INTEREST RATES AND DEBT
After being in an environment of low interest rate since the GFC , global debt has now exploded to unimaginable levels.
This is now causing refinancing problems as debt now needs to be rolled over albeit at a much higher level. This situation is causing several economies to climb a wall of worry by refinancing at a higher rate , in particular emerging and frontier markets.
As developed markets continue to fight inflation by keeping rates higher, growth is getting slower and hurting economies and hurting other sectors of the economy which are sensitive to interest rates. i.e. commercial real estate .
This further leads to slower growth and government cannot collect enough taxes leading to a vicious cycle.
This situation will continue to create a huge gap between developed economies and emerging and frontier economies, further leading to the fragmentation of the world .
Covid-19 accelerated the need to borrow more as economies were on lock down.
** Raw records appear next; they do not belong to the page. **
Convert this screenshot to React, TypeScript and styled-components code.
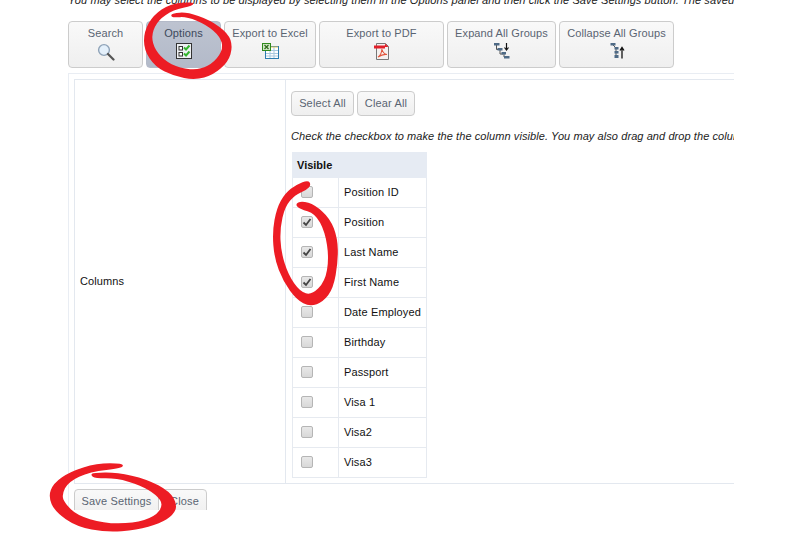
import styled, { createGlobalStyle } from 'styled-components'

const GlobalStyle = createGlobalStyle`
  html, body {
    margin: 0;
    padding: 0;
    background: #fff;
    font-family: "Liberation Sans", Arial, sans-serif;
  }
`

const Page = styled.div`
  position: relative;
  width: 788px;
  height: 538px;
  overflow: hidden;
`

const Content = styled.div`
  width: 666px;
  height: 510px;
  margin-left: 68px;
  overflow: hidden;
`

const Intro = styled.p`
  margin: -8px 0 0;
  height: 29px;
  font-size: 11px;
  letter-spacing: 0.09px;
  line-height: 16px;
  font-style: italic;
  color: #222;
  white-space: nowrap;
`

const Toolbar = styled.div`
  display: flex;
  gap: 3px;
`

const ToolButton = styled.div<{ $width: number; $active?: boolean }>`
  box-sizing: border-box;
  width: ${({ $width }) => $width}px;
  height: 47px;
  padding-top: 4px;
  display: flex;
  flex-direction: column;
  align-items: center;
  gap: 3px;
  border: 1px solid ${({ $active }) => ($active ? '#b4bac8' : '#ccc')};
  border-radius: 4px;
  background: ${({ $active }) =>
    $active
      ? 'linear-gradient(#bdc3d0, #b3bac9)'
      : 'linear-gradient(#f9f9f9, #efefef)'};
  color: ${({ $active }) => ($active ? '#3d4a5c' : '#5a6472')};
  font-size: 11px;
  letter-spacing: 0.1px;
  line-height: 14px;
  white-space: nowrap;
`

const Panel = styled.div`
  box-sizing: border-box;
  width: 666px;
  height: 437px;
  margin-top: 5px;
  padding: 5px 0 0 5px;
  border-top: 1px solid #e9edf3;
  border-left: 1px solid #e9edf3;
`

const FormRow = styled.div`
  display: grid;
  grid-template-columns: 211px 1fr;
  height: 403px;
  border: 1px solid #e3e8ef;
  border-right: none;
`

const Label = styled.div`
  display: flex;
  align-items: center;
  padding: 0 0 2px 5px;
  border-right: 1px solid #e3e8ef;
  font-size: 11px;
  letter-spacing: 0.1px;
  color: #111;
`

const Options = styled.div`
  padding: 11px 0 0 5px;
  overflow: hidden;
`

const SmallButtons = styled.div`
  display: flex;
  gap: 3px;
`

const SmallButton = styled.div<{ $width: number }>`
  box-sizing: border-box;
  width: ${({ $width }) => $width}px;
  height: 25px;
  padding-bottom: 2px;
  display: flex;
  align-items: center;
  justify-content: center;
  border: 1px solid #ccc;
  border-radius: 4px;
  background: linear-gradient(#f9f9f9, #efefef);
  color: #5a6472;
  font-size: 11px;
  letter-spacing: 0.15px;
  white-space: nowrap;
`

const Hint = styled.p`
  margin: 13px 0 9px;
  font-size: 11px;
  letter-spacing: 0.08px;
  line-height: 14px;
  font-style: italic;
  color: #222;
  white-space: nowrap;
`

const ColumnTable = styled.div`
  width: 135px;
  margin-left: 1px;
`

const HeaderRow = styled.div`
  box-sizing: border-box;
  height: 26px;
  display: flex;
  align-items: center;
  padding-left: 5px;
  background: #e6ebf3;
  font-size: 11px;
  font-weight: bold;
  color: #111;
`

const Row = styled.div`
  box-sizing: border-box;
  height: 30px;
  display: grid;
  grid-template-columns: 46px 1fr;
  border: 1px solid #e6eaf0;
  border-top: none;
`

const CheckCell = styled.div`
  display: flex;
  align-items: center;
  padding: 0 0 1px 8px;
  border-right: 1px solid #e6eaf0;
`

const NameCell = styled.div`
  display: flex;
  align-items: center;
  padding: 0 0 2px 5px;
  font-size: 11px;
  letter-spacing: 0.14px;
  color: #111;
  white-space: nowrap;
`

const CheckBox = styled.span`
  box-sizing: border-box;
  width: 12px;
  height: 12px;
  display: flex;
  border: 1px solid #b5b5b5;
  border-radius: 2px;
  background: linear-gradient(#e8e8e8, #d8d8d8);
`

const Footer = styled.div`
  display: flex;
  gap: 3px;
  padding-top: 5px;
`

const FooterButton = styled.div<{ $width: number }>`
  box-sizing: border-box;
  width: ${({ $width }) => $width}px;
  height: 26px;
  padding-top: 4px;
  text-align: center;
  border: 1px solid #ccc;
  border-radius: 4px;
  background: linear-gradient(#f9f9f9, #efefef);
  color: #5a6472;
  font-size: 11px;
  letter-spacing: 0.15px;
  line-height: 14px;
`

const Annotations = styled.svg`
  position: absolute;
  inset: 0;
  pointer-events: none;
`

const SearchIcon = () => (
  <svg width="18" height="18" viewBox="0 0 18 18">
    <circle cx="7" cy="7" r="5.4" fill="#e4f0fb" stroke="#8fa3b8" strokeWidth="1.4" />
    <path d="M11 11l5.5 5.5" stroke="#555" strokeWidth="2.2" strokeLinecap="round" />
  </svg>
)

const OptionsIcon = () => (
  <svg width="16" height="16" viewBox="0 0 16 16">
    <rect x=".5" y=".5" width="15" height="15" fill="#eef0f3" stroke="#333" />
    <rect x="3" y="3.5" width="3.5" height="3.5" fill="#fff" stroke="#333" />
    <rect x="3" y="9.5" width="3.5" height="3.5" fill="#fff" stroke="#333" />
    <path d="M8 4.5l2 2 3.5-4M8 10.5l2 2 3.5-4" fill="none" stroke="#35b52f" strokeWidth="2" />
  </svg>
)

const ExcelIcon = () => (
  <svg width="17" height="16" viewBox="0 0 17 16">
    <rect x="3.5" y="3.5" width="13" height="12" fill="#fff" stroke="#2d7db0" />
    <path d="M4 7.5h12M4 10.5h12M4 13h12M8 4v11M12 4v11" stroke="#a9c9df" />
    <path d="M9 4h7" stroke="#e8c75a" />
    <rect x=".5" y=".5" width="8" height="7" fill="#cfe8c4" stroke="#2f8a1c" />
    <path d="M2.5 2l4 4M6.5 2l-4 4" stroke="#2f6a1c" strokeWidth="1.2" />
  </svg>
)

const PdfIcon = () => (
  <svg width="16" height="17" viewBox="0 0 16 17">
    <path d="M2.5.5h9l3 3v13h-12z" fill="#f5f1ef" stroke="#777" />
    <rect x="0" y="2.5" width="11" height="3" fill="#e2202a" />
    <path d="M11 .5l3.5 3.5h-3.500z" fill="#e2202a" />
    <path d="M4 14c2-1 3.500-4 4-8 .5 3 2 5 5 5.500-3-.5-6 .5-9 2.500z" fill="none" stroke="#e2533a" strokeWidth="1.100" />
  </svg>
)

const ExpandIcon = () => (
  <svg width="16" height="16" viewBox="0 0 16 16">
    <path d="M2.500 2v4.500h2M6 7v4h3M10 11v3h1" fill="none" stroke="#555" />
    <rect x="0" y="0" width="5.500" height="2.500" fill="#4e6a86" />
    <rect x="3.500" y="5" width="5" height="2.500" fill="#4e6a86" />
    <rect x="7.500" y="9" width="4.500" height="2.500" fill="#4e6a86" />
    <rect x="10" y="13" width="5.500" height="2.500" fill="#4e6a86" />
    <path d="M12.500 0v6.500M10.500 4.500l2 2.500 2-2.500" fill="none" stroke="#111" strokeWidth="1.200" />
  </svg>
)

const CollapseIcon = () => (
  <svg width="16" height="16" viewBox="0 0 16 16">
    <path d="M4 2l3 3v10" fill="none" stroke="#555" />
    <rect x="1.500" y="0" width="5" height="2.500" fill="#4e6a86" />
    <rect x="5.500" y="4" width="4" height="2.500" fill="#4e6a86" />
    <rect x="5.500" y="8" width="4" height="2.500" fill="#4e6a86" />
    <rect x="5.500" y="12" width="4" height="3" fill="#4e6a86" />
    <path d="M13 15.500V5M11 7.500l2-3 2 3" fill="none" stroke="#111" strokeWidth="1.300" />
  </svg>
)

const CheckMark = () => (
  <svg width="10" height="10" viewBox="0 0 10 10">
    <path d="M1.500 5.500l2.500 2.500 4.500-6" fill="none" stroke="#444" strokeWidth="1.800" />
  </svg>
)

const columns = [
  { name: 'Position ID', checked: false },
  { name: 'Position', checked: true },
  { name: 'Last Name', checked: true },
  { name: 'First Name', checked: true },
  { name: 'Date Employed', checked: false },
  { name: 'Birthday', checked: false },
  { name: 'Passport', checked: false },
  { name: 'Visa 1', checked: false },
  { name: 'Visa2', checked: false },
  { name: 'Visa3', checked: false },
]

// marker strokes, traced as closed outlines at 3x around each origin
const optionsRing = [[190,5],[120,12],[70,45],[42,95],[42,150],[75,200],[130,228],[195,240],[250,225],[295,185],[308,140],[295,100],[240,60],[170,36],[128,40],[122,47],[130,53],[170,50],[230,75],[270,110],[280,145],[255,185],[210,210],[150,205],[100,180],[70,140],[65,100],[85,60],[130,30],[190,17]]
const visibleRing = [[130,15],[95,28],[60,55],[35,100],[22,170],[28,250],[55,320],[95,375],[135,395],[175,380],[205,340],[219,260],[218,190],[195,130],[150,90],[110,77],[90,88],[105,102],[150,115],[180,170],[192,250],[180,320],[140,360],[105,350],[70,300],[48,230],[45,160],[60,95],[90,60],[125,45],[138,30]]
const saveRing = [[250,25],[170,25],[90,50],[40,85],[25,125],[45,170],[110,215],[200,232],[290,225],[360,205],[400,180],[412,150],[390,110],[320,72],[230,52],[160,53],[152,60],[165,70],[230,70],[300,90],[350,120],[370,150],[345,185],[280,205],[190,205],[110,180],[75,145],[65,120],[85,80],[150,50],[248,40]]

const smoothOutline = (points: number[][]) => {
  const mid = (a: number[], b: number[]) => `${(a[0] + b[0]) / 2} ${(a[1] + b[1]) / 2}`
  const last = points[points.length - 1]
  let d = `M${mid(last, points[0])}`
  points.forEach((point, i) => {
    d += `Q${point[0]} ${point[1]} ${mid(point, points[(i + 1) % points.length])}`
  })
  return d + 'Z'
}

const App = () => (
  <Page>
    <GlobalStyle />
    <Content>
      <Intro>
        You may select the columns to be displayed by selecting them in the Options panel and
        then click the Save Settings button. The saved settings
      </Intro>
      <Toolbar>
        <ToolButton $width={75}>Search<SearchIcon /></ToolButton>
        <ToolButton $width={75} $active>Options<OptionsIcon /></ToolButton>
        <ToolButton $width={92}>Export to Excel<ExcelIcon /></ToolButton>
        <ToolButton $width={125}>Export to PDF<PdfIcon /></ToolButton>
        <ToolButton $width={109}>Expand All Groups<ExpandIcon /></ToolButton>
        <ToolButton $width={115}>Collapse All Groups<CollapseIcon /></ToolButton>
      </Toolbar>
      <Panel>
        <FormRow>
          <Label>Columns</Label>
          <Options>
            <SmallButtons>
              <SmallButton $width={63}>Select All</SmallButton>
              <SmallButton $width={58}>Clear All</SmallButton>
            </SmallButtons>
            <Hint>
              Check the checkbox to make the the column visible. You may also drag and drop the
              columns to change the order
            </Hint>
            <ColumnTable>
              <HeaderRow>Visible</HeaderRow>
              {columns.map((column) => (
                <Row key={column.name}>
                  <CheckCell>
                    <CheckBox>{column.checked && <CheckMark />}</CheckBox>
                  </CheckCell>
                  <NameCell>{column.name}</NameCell>
                </Row>
              ))}
            </ColumnTable>
          </Options>
        </FormRow>
        <Footer>
          <FooterButton $width={85}>Save Settings</FooterButton>
          <FooterButton $width={45}>Close</FooterButton>
        </Footer>
      </Panel>
    </Content>
    <Annotations width="788" height="538" viewBox="0 0 788 538">
      <g fill="#ed1c24">
        <path transform="translate(130 0) scale(0.3333)" d={smoothOutline(optionsRing)} />
        <path transform="translate(265 175) scale(0.3333)" d={smoothOutline(visibleRing)} />
        <path transform="translate(40 455) scale(0.3333)" d={smoothOutline(saveRing)} />
      </g>
    </Annotations>
  </Page>
)

export default App
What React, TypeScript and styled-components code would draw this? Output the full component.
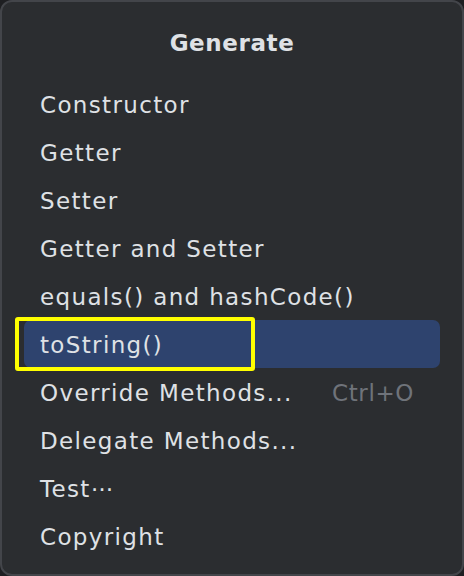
import React from "react";
import styled, { createGlobalStyle } from "styled-components";

const items: { label: string; shortcut?: string }[] = [
  { label: "Constructor" },
  { label: "Getter" },
  { label: "Setter" },
  { label: "Getter and Setter" },
  { label: "equals() and hashCode()" },
  { label: "toString()" },
  { label: "Override Methods...", shortcut: "Ctrl+O" },
  { label: "Delegate Methods..." },
  { label: "Test\u22ef" },
  { label: "Copyright" },
];

const SELECTED = 5;

export default function App() {
  return (
    <>
      <GlobalStyle />
      <Popup>
        <Title>Generate</Title>
        <List>
          {items.map((item, idx) => (
            <Row key={item.label} selected={idx === SELECTED}>
              <Label>{item.label}</Label>
              {item.shortcut && <Shortcut>{item.shortcut}</Shortcut>}
              {idx === SELECTED && <Marker />}
            </Row>
          ))}
        </List>
      </Popup>
    </>
  );
}

const GlobalStyle = createGlobalStyle`
  html, body {
    margin: 0;
    padding: 0;
    background: #1e1f22;
  }
  body {
    font-family: "DejaVu Sans", "Noto Sans", sans-serif;
  }
`;

const Popup = styled.div`
  box-sizing: border-box;
  width: 464px;
  height: 576px;
  background-color: #2b2d30;
  border: 2px solid #43454a;
  border-radius: 12px;
  display: flex;
  flex-direction: column;
`;

const Title = styled.div`
  height: 78px;
  display: flex;
  align-items: center;
  justify-content: center;
  color: #dfe1e5;
  font-size: 23px;
  font-weight: 600;
  letter-spacing: 0.6px;
  padding-top: 3px;
  box-sizing: border-box;
`;

const List = styled.div`
  display: flex;
  flex-direction: column;
  margin: 0 22px;
`;

const Row = styled.div<{ selected: boolean }>`
  position: relative;
  height: 48px;
  display: flex;
  align-items: center;
  justify-content: space-between;
  padding: 2px 26px 0 16px;
  box-sizing: border-box;
  border-radius: 7px;
  background-color: ${(p) => (p.selected ? "#2e436e" : "transparent")};
`;

const Label = styled.span`
  color: #dfe1e5;
  font-size: 23px;
  letter-spacing: 1.35px;
  white-space: nowrap;
`;

const Shortcut = styled.span`
  color: #6f737a;
  font-size: 23px;
  letter-spacing: 0.6px;
`;

const Marker = styled.div`
  position: absolute;
  left: -9px;
  top: -3px;
  width: 240px;
  height: 54px;
  box-sizing: border-box;
  border: 4px solid #ffff00;
  border-radius: 3px;
  pointer-events: none;
`;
But now we seem to face the same fate as economies borrow more to refinance the debt they have accumulated . The chart below is American based but I think it is a template of many economies the world over.
Non politized intervention will need to be acted upon as continued refinancing of debt at higher rate leaving little to nothing for development ,will definitely lead to further fragmentation of the world economies, the manifestation of which is BRICS countries which seem intent on weaponizing their economic advantages.